**Directions:**
Search the data below for the word "page" and copy each line that holds it.

**Material provided:**
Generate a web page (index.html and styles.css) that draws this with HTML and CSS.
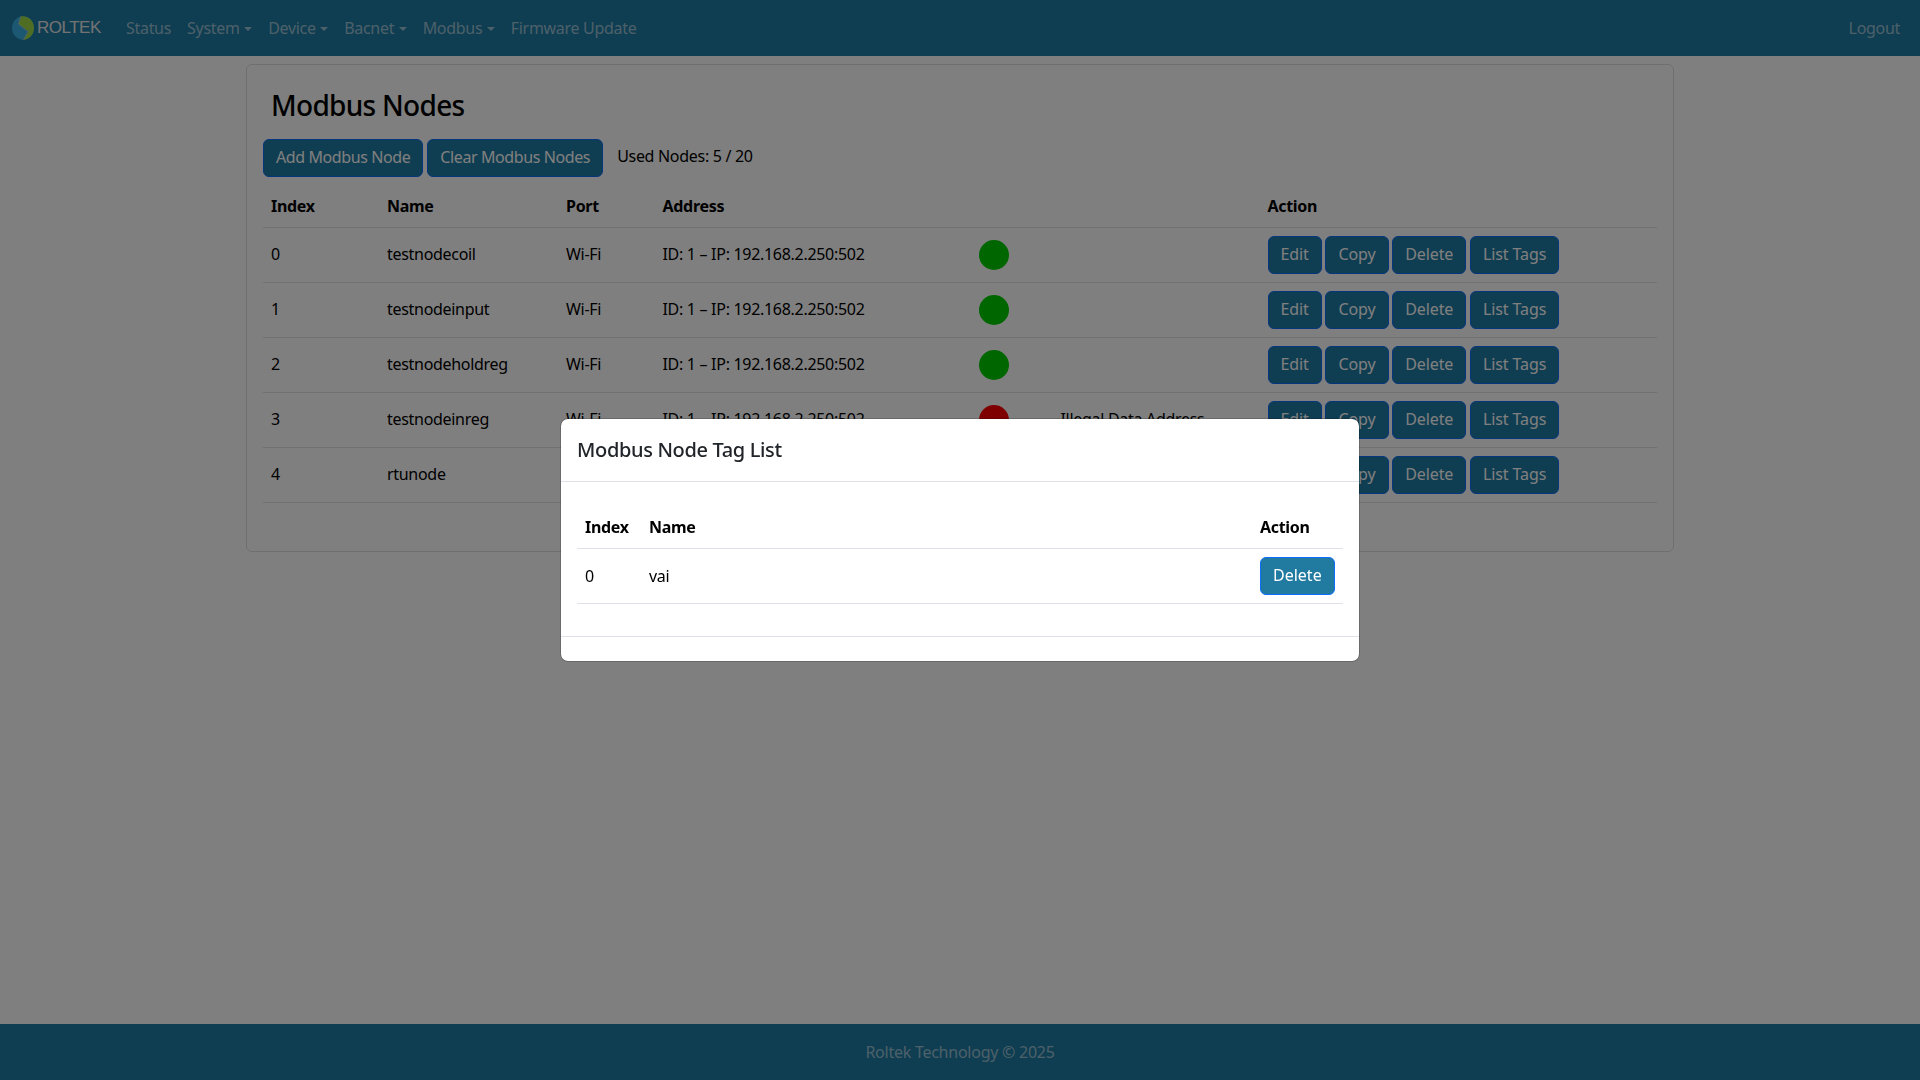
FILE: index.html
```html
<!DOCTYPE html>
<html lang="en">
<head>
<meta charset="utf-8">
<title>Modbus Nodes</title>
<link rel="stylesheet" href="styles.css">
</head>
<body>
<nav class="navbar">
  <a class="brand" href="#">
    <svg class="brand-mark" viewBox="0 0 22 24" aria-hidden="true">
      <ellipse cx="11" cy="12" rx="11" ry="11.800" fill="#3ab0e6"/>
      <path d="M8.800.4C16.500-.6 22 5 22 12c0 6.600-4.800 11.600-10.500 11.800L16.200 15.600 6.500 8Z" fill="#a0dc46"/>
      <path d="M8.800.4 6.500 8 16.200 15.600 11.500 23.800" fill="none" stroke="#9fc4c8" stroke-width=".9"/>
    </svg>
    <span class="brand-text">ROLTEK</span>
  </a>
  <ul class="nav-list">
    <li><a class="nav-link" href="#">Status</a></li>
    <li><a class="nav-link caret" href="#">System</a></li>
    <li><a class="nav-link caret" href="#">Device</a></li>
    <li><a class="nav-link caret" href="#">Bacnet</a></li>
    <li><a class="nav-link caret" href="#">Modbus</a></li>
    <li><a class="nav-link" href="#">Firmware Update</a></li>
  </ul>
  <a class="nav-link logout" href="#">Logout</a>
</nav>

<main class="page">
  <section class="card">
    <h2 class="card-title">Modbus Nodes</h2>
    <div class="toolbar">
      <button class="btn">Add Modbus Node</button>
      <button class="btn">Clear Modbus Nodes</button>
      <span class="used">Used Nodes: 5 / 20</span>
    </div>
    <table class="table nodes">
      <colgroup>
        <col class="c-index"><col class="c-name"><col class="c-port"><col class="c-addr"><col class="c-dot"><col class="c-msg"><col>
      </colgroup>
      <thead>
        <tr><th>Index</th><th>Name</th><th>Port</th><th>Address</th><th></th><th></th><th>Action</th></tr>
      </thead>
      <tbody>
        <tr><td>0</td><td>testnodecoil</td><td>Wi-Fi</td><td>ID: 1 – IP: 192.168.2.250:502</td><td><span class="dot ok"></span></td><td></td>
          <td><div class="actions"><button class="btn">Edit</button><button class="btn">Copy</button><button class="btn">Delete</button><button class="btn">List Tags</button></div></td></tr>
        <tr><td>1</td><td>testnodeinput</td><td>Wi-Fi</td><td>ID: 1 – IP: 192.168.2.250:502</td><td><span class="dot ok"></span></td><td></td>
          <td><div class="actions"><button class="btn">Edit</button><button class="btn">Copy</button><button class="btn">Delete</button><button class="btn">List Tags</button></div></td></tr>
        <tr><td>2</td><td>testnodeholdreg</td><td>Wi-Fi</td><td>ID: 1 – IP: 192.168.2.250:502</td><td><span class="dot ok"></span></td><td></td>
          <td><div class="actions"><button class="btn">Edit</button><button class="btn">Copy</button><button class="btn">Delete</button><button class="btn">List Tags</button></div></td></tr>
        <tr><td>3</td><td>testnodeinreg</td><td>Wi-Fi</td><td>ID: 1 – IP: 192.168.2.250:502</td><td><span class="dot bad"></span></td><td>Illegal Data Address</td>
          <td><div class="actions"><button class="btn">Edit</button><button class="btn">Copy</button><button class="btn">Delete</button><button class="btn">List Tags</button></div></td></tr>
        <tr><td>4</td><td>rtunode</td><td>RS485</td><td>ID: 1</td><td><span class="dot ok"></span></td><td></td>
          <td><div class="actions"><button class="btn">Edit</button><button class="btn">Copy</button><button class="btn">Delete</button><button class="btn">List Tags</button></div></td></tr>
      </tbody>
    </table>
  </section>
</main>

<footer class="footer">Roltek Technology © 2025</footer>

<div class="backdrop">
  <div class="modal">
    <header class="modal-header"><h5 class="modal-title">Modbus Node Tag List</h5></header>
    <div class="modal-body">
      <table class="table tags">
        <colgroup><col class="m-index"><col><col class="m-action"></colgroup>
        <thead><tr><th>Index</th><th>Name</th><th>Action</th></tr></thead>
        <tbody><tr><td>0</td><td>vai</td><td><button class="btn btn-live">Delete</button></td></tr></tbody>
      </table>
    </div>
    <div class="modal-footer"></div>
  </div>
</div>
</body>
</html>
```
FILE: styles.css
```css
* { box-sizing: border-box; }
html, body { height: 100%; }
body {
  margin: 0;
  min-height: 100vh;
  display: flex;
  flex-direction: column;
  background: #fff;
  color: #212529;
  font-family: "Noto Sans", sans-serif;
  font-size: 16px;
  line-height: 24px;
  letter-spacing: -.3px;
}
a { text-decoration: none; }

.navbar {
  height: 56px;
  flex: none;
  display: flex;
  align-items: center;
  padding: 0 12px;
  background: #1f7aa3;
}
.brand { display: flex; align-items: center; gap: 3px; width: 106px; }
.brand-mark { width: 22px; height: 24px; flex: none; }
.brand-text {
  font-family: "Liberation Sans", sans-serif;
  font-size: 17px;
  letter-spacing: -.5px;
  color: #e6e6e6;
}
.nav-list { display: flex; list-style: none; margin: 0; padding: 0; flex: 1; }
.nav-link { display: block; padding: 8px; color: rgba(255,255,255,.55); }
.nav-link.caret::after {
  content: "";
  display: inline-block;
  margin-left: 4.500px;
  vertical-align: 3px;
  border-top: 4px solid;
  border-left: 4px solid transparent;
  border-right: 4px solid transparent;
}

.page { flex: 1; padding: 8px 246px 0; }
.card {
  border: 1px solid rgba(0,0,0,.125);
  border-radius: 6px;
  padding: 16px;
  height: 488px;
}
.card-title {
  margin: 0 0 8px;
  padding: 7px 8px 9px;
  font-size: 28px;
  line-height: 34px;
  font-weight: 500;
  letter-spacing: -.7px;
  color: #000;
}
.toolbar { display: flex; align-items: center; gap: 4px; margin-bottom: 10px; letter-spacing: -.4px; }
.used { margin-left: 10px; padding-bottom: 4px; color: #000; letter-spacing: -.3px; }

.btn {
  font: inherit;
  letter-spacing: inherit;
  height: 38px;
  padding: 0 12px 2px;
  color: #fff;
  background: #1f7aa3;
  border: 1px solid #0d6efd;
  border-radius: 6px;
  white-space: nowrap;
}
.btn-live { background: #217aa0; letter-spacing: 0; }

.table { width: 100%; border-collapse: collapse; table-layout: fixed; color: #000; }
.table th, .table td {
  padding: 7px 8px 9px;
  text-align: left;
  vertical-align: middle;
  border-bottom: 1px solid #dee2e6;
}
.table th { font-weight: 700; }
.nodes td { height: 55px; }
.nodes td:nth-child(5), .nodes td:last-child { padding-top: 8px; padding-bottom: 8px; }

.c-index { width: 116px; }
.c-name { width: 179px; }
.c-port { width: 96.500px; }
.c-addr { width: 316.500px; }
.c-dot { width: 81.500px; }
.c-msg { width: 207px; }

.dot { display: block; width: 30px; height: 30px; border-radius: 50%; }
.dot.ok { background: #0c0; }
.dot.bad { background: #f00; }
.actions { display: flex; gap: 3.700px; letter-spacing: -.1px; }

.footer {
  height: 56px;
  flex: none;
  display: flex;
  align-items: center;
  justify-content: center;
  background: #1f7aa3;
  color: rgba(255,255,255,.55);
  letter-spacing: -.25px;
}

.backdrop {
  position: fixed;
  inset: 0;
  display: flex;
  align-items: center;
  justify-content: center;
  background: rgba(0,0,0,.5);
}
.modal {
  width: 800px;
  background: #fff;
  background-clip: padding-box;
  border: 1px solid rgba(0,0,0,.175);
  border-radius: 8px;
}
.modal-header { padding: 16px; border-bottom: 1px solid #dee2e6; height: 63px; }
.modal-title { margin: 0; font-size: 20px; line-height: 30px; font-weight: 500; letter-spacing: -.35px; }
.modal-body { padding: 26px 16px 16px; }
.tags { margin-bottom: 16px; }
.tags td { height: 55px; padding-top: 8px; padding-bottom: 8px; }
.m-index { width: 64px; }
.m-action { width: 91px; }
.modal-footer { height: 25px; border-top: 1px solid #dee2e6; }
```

**Written response:**
Generate a web page (index.html and styles.css) that draws this with HTML and CSS.
<main class="page">
.page { flex: 1; padding: 8px 246px 0; }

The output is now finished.